Voting machines caused chaos in Maricopa County, Arizona on Election Day:
“Maricopa County was absolutely insane,” [a voter] said. “I mean, I woke up to messages everywhere about, you know, this polling location is closed, people are in line, they’re kicking them out, this polling location is closed, whatever.”
We “got in line, I got my ballot, filled it out, went to the machines, and it was rejected,” she continued. “Then they said, ‘Go over to the other machine,’ it was rejected…. And finally, after about 10 times, we spoiled it…. And finally, my third ballot and about, you know, five or six times they finally accepted it…. And that was happening all around me.
The problems affected 70 vote centers in the county, seven percent of all in-person votes cast there on Election Day. Most of them still had not been counted a week later.
An election judge in a Republican area in the county believes the problems were intentional. The tabulators were set up for 19-inch ballots, but the ballots were 20 inches and rejected.
I wish I could tell you these were the only problems with machines in this year’s elections, but there were lots more.
Twenty-five thousand votes for a third-party candidate for U.S. Senate in New York disappeared overnight. This has not been explained, as far as I’m aware. Also in New York, identical election results were reported across multiple counties, with Democrats winning every time. How does that happen?
Voting machines went out of service in New Jersey and Texas.
Security features were found to be turned off in several voting machines in Georgia.

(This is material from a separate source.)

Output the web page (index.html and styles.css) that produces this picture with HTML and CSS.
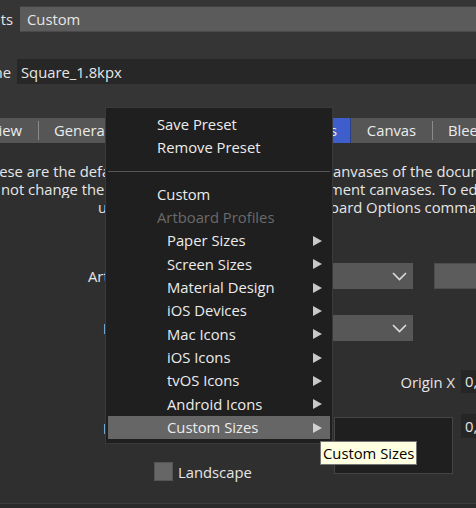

This was discovered when a fraudulent ballot printed on looseleaf paper turned up. The machines are supposed to detect when the paper does not meet requirements. So who turned off the security features and why?
A Democrat in Colorado was arrested for inserting a USB flash drive into a voting machine during a primary election in June. This is one way to get a machine to flip votes.
We keep hearing that voting machines don’t connect to the Internet and, thus, results can’t be tampered with from the outside, but the Colorado Secretary of State admitted in writing Dominion machines have Wi-Fi connectivity.
An audit in New Mexico last month found a 25 percent difference between machine counts and hand counts in a primary election.
In a Virginia county, it was found the number of votes recorded by scanners was different from the number of paper ballots dropping down into the box below. How does that happen?
None of this inspires confidence, especially when you hear things like Barack Obama saying in 2008 “I tell you what, it helps in Ohio that we got Democrats in charge of the machines.” Or a Dominion voting system executive caught on video explaining to election officials in 2020 how to use the machines to alter election results. Or the director of an electronic voting system company admitting that an entire election in Venezuela was stolen when a million votes were flipped in 2017.
No wonder some people want to get rid of the machines entirely and count paper ballots by hand again, like in France which doesn’t seem to have any trouble getting it done the same day. Short of that, machine certification standards could be tightened, elections officials could do a better job of selecting equipment that actually meets specifications, and machines could be tested more rigorously before elections. Whatever the solution, it’s clear the present state of affairs causes distrust in our elections and is, therefore, untenable.